What to Do on the Days You Feel Flat, Tired or Unmotivated
- Costa Calida Chronicle
- Jan 16
- 2 min read
There will be days when motivation disappears completely. No fire. No excitement. No inner gym playlist playing in your head. Just a heavy feeling and the temptation to skip everything. These days are not a failure of willpower — they are part of the process.
The first mistake people make is waiting to feel “ready”. Motivation is unreliable because it is emotional. Discipline, on the other hand, is practical. On low days, your only goal should be showing up in the smallest possible way. Not a full session. Not perfection. Just movement.
Tell yourself you will train for ten minutes only. Walk. Stretch. Cycle lightly. Start the warm-up. Most of the time, once your body begins moving, your energy follows. If it doesn’t, ten minutes is still ten minutes more than nothing — and that matters.
Lower the stakes. On flat days, switch from performance to maintenance mode. That means slower reps, lighter weights, longer rests and simpler routines. You are not chasing progress on tired days — you are protecting consistency.
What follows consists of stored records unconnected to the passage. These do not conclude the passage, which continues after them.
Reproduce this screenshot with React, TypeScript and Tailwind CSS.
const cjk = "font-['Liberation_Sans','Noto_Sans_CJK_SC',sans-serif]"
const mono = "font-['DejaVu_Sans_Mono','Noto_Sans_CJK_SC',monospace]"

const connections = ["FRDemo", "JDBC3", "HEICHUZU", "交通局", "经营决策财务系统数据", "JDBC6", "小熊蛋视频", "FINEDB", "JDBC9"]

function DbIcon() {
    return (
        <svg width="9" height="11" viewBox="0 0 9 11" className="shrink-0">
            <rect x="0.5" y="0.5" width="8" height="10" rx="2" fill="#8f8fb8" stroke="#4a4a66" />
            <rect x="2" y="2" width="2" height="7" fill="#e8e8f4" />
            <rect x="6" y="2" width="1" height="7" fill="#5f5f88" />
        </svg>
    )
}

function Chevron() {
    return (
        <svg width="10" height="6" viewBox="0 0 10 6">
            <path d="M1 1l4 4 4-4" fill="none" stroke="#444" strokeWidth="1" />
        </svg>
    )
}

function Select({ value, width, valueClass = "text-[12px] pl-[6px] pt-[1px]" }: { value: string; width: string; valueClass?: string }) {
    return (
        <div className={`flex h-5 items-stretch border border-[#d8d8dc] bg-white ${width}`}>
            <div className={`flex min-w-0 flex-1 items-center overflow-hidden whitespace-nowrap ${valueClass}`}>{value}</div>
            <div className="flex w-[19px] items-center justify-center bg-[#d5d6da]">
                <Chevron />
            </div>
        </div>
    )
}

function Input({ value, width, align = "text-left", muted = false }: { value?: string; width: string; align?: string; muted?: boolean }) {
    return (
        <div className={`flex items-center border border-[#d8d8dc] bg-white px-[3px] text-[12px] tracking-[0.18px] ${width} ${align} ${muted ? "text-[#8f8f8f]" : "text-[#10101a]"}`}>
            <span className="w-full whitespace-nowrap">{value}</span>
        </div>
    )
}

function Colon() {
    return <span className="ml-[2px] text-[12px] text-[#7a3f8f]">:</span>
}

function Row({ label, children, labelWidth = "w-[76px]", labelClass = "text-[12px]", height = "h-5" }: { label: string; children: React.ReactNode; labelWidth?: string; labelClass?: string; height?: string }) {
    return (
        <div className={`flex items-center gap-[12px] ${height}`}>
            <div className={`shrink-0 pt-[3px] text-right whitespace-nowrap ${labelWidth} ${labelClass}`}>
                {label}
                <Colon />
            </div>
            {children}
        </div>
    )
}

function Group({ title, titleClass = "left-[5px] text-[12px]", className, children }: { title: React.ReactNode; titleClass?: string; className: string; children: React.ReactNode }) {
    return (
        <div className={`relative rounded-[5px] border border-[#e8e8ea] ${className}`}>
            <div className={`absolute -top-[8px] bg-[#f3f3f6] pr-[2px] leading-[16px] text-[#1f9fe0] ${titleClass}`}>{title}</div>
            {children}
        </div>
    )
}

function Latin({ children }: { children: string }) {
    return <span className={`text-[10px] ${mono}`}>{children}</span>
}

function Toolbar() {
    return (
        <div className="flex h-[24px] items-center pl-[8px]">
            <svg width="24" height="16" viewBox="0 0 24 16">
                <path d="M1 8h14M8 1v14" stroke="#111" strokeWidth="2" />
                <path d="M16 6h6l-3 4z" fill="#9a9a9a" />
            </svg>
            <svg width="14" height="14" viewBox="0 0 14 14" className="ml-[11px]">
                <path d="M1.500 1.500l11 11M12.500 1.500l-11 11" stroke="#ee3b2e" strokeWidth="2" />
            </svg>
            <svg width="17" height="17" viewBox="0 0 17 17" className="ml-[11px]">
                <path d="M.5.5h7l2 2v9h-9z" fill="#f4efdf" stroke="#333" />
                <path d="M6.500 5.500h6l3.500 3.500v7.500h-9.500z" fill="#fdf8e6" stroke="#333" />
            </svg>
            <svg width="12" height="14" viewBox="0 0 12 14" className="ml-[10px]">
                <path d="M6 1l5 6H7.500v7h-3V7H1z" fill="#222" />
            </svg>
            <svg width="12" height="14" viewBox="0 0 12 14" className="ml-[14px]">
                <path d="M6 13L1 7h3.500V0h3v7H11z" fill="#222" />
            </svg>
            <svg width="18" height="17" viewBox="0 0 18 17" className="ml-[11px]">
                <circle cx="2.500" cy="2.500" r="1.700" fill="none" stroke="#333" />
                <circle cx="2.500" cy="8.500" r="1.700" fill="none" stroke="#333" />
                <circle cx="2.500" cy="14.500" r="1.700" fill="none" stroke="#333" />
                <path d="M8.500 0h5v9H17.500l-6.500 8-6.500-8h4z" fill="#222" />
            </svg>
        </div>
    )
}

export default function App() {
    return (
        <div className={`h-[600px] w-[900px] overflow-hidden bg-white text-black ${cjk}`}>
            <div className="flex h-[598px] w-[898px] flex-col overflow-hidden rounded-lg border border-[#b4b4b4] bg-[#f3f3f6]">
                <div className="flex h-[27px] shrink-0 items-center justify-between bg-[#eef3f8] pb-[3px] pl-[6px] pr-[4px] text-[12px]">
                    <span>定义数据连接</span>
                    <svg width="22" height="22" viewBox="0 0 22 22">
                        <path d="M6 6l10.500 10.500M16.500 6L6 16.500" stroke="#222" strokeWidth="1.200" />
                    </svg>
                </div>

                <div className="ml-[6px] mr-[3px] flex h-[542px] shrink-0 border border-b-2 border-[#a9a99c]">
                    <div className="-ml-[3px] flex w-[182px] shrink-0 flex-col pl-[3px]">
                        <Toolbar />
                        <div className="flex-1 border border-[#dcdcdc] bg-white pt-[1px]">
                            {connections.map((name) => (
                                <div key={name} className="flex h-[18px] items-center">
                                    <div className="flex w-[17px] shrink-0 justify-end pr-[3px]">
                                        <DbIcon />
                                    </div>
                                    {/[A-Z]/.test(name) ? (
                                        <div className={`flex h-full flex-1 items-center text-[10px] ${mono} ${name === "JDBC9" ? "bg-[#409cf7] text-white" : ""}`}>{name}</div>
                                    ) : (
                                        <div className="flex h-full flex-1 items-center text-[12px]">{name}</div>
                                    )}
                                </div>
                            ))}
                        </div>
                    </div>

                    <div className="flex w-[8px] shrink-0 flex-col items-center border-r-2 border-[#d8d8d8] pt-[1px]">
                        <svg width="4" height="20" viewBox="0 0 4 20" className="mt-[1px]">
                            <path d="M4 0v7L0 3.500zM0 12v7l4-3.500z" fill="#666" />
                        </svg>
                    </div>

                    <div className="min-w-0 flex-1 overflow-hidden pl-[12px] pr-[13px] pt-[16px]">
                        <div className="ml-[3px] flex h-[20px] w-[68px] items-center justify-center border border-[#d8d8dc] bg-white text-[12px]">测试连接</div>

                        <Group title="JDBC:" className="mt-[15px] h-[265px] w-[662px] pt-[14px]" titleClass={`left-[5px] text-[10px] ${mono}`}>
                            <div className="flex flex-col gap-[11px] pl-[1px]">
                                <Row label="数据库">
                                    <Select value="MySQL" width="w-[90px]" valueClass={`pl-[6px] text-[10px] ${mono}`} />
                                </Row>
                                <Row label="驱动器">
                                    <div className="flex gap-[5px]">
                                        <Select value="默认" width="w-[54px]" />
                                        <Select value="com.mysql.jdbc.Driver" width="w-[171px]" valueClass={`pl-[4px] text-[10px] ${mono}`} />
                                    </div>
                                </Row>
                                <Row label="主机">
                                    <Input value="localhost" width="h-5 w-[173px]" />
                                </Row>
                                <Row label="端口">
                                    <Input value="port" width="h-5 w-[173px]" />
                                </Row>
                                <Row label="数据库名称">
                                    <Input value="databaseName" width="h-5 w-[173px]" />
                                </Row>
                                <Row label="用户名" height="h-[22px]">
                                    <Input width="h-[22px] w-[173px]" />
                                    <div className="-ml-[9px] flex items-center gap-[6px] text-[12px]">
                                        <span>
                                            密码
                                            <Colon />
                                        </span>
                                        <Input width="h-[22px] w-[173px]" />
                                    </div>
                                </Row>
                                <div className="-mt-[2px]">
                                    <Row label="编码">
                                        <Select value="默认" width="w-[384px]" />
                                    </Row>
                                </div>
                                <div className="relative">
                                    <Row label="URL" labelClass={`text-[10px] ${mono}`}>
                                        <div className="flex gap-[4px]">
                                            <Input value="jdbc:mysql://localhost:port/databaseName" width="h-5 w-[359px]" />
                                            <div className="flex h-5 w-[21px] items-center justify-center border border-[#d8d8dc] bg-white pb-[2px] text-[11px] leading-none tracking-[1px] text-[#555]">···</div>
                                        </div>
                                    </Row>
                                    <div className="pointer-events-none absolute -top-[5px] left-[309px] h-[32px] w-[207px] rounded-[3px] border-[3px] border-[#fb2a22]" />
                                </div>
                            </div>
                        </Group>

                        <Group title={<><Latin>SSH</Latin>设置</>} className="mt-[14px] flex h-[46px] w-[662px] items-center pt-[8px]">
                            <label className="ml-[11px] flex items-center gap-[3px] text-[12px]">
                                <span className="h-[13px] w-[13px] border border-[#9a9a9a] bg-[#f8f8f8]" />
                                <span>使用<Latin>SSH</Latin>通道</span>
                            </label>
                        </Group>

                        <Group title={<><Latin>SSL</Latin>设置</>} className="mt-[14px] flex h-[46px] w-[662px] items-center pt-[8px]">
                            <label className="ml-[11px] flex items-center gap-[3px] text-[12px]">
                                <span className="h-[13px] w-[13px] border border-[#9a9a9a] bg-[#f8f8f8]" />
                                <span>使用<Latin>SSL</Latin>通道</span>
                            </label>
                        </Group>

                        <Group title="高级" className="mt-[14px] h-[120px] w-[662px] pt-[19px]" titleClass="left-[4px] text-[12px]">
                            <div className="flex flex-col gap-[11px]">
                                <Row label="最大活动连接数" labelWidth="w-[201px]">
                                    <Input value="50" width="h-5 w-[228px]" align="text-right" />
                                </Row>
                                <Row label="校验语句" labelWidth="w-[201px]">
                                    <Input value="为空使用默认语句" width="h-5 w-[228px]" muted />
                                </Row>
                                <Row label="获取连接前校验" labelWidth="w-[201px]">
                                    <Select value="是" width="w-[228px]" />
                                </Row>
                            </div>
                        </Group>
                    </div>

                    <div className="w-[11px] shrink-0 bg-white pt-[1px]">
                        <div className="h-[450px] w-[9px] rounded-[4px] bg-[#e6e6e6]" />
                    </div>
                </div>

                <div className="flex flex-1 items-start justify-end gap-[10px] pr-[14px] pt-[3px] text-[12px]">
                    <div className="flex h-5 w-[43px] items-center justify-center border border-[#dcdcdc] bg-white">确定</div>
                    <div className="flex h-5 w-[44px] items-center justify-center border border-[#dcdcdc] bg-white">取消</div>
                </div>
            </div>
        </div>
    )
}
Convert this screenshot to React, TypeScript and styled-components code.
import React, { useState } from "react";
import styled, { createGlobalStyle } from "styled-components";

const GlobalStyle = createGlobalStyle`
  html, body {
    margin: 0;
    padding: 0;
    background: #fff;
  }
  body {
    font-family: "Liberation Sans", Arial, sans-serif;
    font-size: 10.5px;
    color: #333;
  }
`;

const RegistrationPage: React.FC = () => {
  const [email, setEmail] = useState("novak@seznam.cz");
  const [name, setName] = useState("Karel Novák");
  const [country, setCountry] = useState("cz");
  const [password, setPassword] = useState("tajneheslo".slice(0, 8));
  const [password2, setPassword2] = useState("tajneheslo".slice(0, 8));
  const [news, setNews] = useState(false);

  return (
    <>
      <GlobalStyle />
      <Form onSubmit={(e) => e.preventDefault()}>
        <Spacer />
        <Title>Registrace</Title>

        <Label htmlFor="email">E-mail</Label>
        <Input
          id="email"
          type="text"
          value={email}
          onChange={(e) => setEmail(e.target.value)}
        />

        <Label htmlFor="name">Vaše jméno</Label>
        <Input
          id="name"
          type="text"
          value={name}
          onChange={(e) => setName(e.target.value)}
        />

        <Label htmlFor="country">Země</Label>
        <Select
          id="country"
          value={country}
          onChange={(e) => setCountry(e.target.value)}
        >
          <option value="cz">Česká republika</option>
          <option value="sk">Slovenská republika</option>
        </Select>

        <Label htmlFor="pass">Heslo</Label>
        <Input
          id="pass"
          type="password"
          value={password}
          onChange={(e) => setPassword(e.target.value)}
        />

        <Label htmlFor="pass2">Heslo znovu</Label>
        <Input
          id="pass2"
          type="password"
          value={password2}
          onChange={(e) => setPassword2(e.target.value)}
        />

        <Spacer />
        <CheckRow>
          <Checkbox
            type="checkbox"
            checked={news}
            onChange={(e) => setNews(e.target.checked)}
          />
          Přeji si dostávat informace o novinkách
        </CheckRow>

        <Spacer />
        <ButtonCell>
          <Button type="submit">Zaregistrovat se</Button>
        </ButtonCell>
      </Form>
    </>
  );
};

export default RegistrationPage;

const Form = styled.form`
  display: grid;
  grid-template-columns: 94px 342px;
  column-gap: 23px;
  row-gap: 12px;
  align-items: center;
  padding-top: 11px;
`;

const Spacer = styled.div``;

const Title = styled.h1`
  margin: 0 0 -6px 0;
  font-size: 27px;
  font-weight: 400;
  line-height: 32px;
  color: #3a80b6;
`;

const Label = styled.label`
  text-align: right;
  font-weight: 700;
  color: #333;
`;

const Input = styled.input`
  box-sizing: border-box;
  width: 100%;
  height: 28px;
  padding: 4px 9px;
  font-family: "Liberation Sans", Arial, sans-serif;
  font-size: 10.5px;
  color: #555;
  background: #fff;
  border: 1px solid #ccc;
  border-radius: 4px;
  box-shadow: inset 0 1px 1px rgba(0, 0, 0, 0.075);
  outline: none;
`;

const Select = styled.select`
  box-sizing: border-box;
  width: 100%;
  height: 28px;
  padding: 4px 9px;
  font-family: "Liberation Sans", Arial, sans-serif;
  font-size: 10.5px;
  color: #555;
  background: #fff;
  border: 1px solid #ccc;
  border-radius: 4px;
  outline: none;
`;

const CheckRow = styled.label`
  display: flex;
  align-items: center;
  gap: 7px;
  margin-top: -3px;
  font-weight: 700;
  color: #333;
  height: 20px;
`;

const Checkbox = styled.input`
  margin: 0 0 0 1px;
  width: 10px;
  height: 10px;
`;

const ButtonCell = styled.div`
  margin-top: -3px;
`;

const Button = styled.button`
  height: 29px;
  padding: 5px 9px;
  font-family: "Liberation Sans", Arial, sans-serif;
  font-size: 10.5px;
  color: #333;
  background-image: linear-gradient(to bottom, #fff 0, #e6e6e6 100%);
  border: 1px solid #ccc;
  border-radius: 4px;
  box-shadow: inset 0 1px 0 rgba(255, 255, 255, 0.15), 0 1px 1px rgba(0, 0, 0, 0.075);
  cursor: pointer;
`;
Another powerful tactic is to remove choice. Lay out your clothes the night before. Keep one “default” workout saved on your phone. Always train at the same time. The fewer decisions you make, the less space there is for excuses to grow.
It also helps to redefine what success looks like. Success is not a personal best. It is leaving your house when you didn’t want to. It is keeping the chain unbroken. Confidence is built when you prove to yourself that your word still counts on low days.
But there is one rule that matters just as much as discipline — respect genuine exhaustion. If your body feels heavy for days, sleep is poor, and even light movement feels draining, that is not laziness. That is a recovery problem. Rest days are not weakness. They are training decisions.
The people who achieve long-term fitness are not the most aggressive. They are the most adaptable. They reduce intensity when life is loud. They return without drama. They do not turn one missed session into a missed month.
Motivation will come and go. That part is unavoidable. What carries you forward is the quiet decision to move anyway — gently, imperfectly, consistently. And over time, that consistency becomes its own form of confidence.